Although you could use this workflow for all your projects it is worth while learning how to use the REPL more effectively during development. Clojure, as a lisp, encourages coding in small functions that can be directly tested in the REPL without having to mess around with running things on the command line. If you are writing a library then you may not even have a 'main' function to run, in which case your only choice is the REPL. The lein REPL, while useful, lacks a lot of bells and whistles that are available using different workflows, things like auto-completion and evaluating functions directly from the source file are just two examples. At the very least you need an editor or IDE that helps with managing parenthesises!

You have a choice of interactive development environments (IDEs) that work with Clojure and choosing one and working out how to use it would be time well spent if you plan on doing much Clojure development.

Emacs is a text editor written in Lisp and has excellent integration with Clojure. Cider is an excellent emacs mode for working with Clojure REPL, especially in combination with paredit, rainbow-delimiters and other useful modes, and there are extensive instructions on getting it going on the link above. Word of warning, however, although Emacs is an excellent IDE for Clojure it has a very steep learning curve and if you are new to programming, Clojure and/or Emacs it might be better to use a simpler IDE to get going rather than taking on both at once. There are some good resources for getting started with Emacs and Clojure, including here and here.

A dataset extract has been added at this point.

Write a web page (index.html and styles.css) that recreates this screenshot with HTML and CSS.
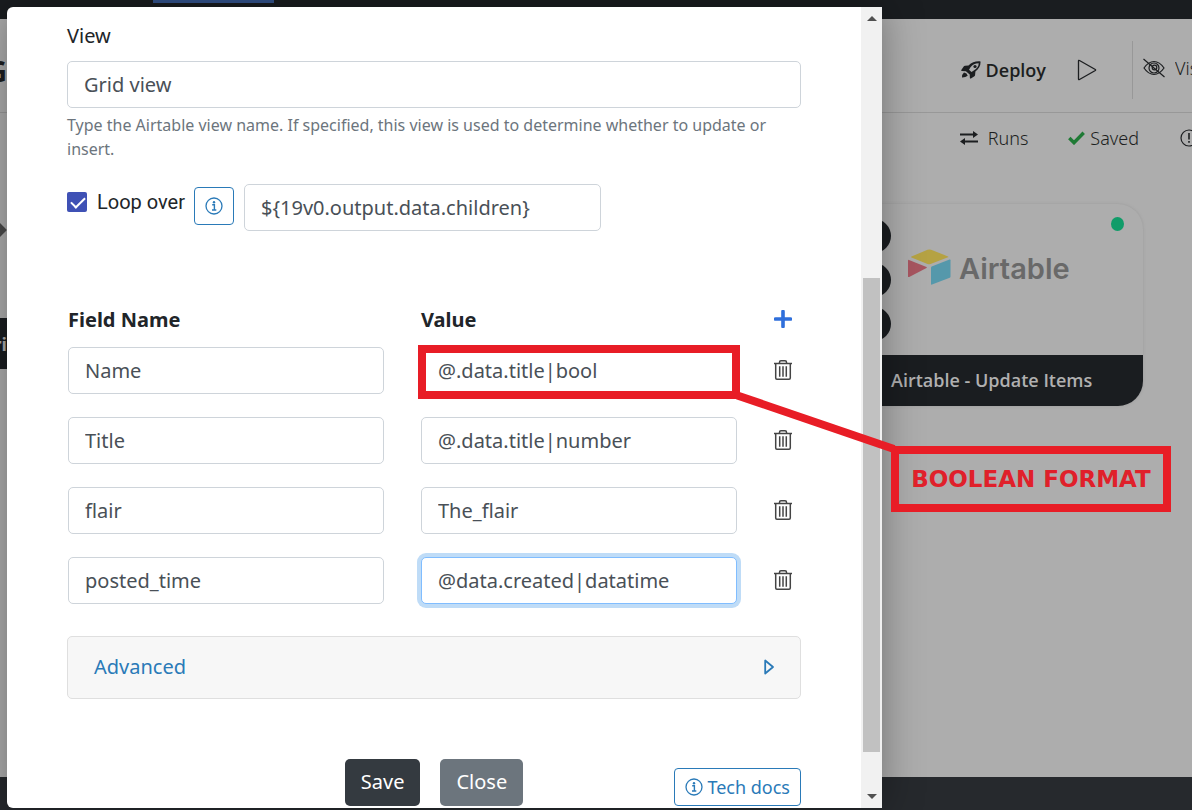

I use Emacs and so I haven't got a lot of experience with other IDEs, but some that I have heard about include:

Light Table is a new IDE that has good support for Clojure and other programming languages. Some resources are here and here.

Cursive is an IDE written in Clojure and based on IntelliJ.

Finally, there is a list of Clojure IDEs and instructions for setting them up on the Clojure Documentation website. So try a few and see what you like.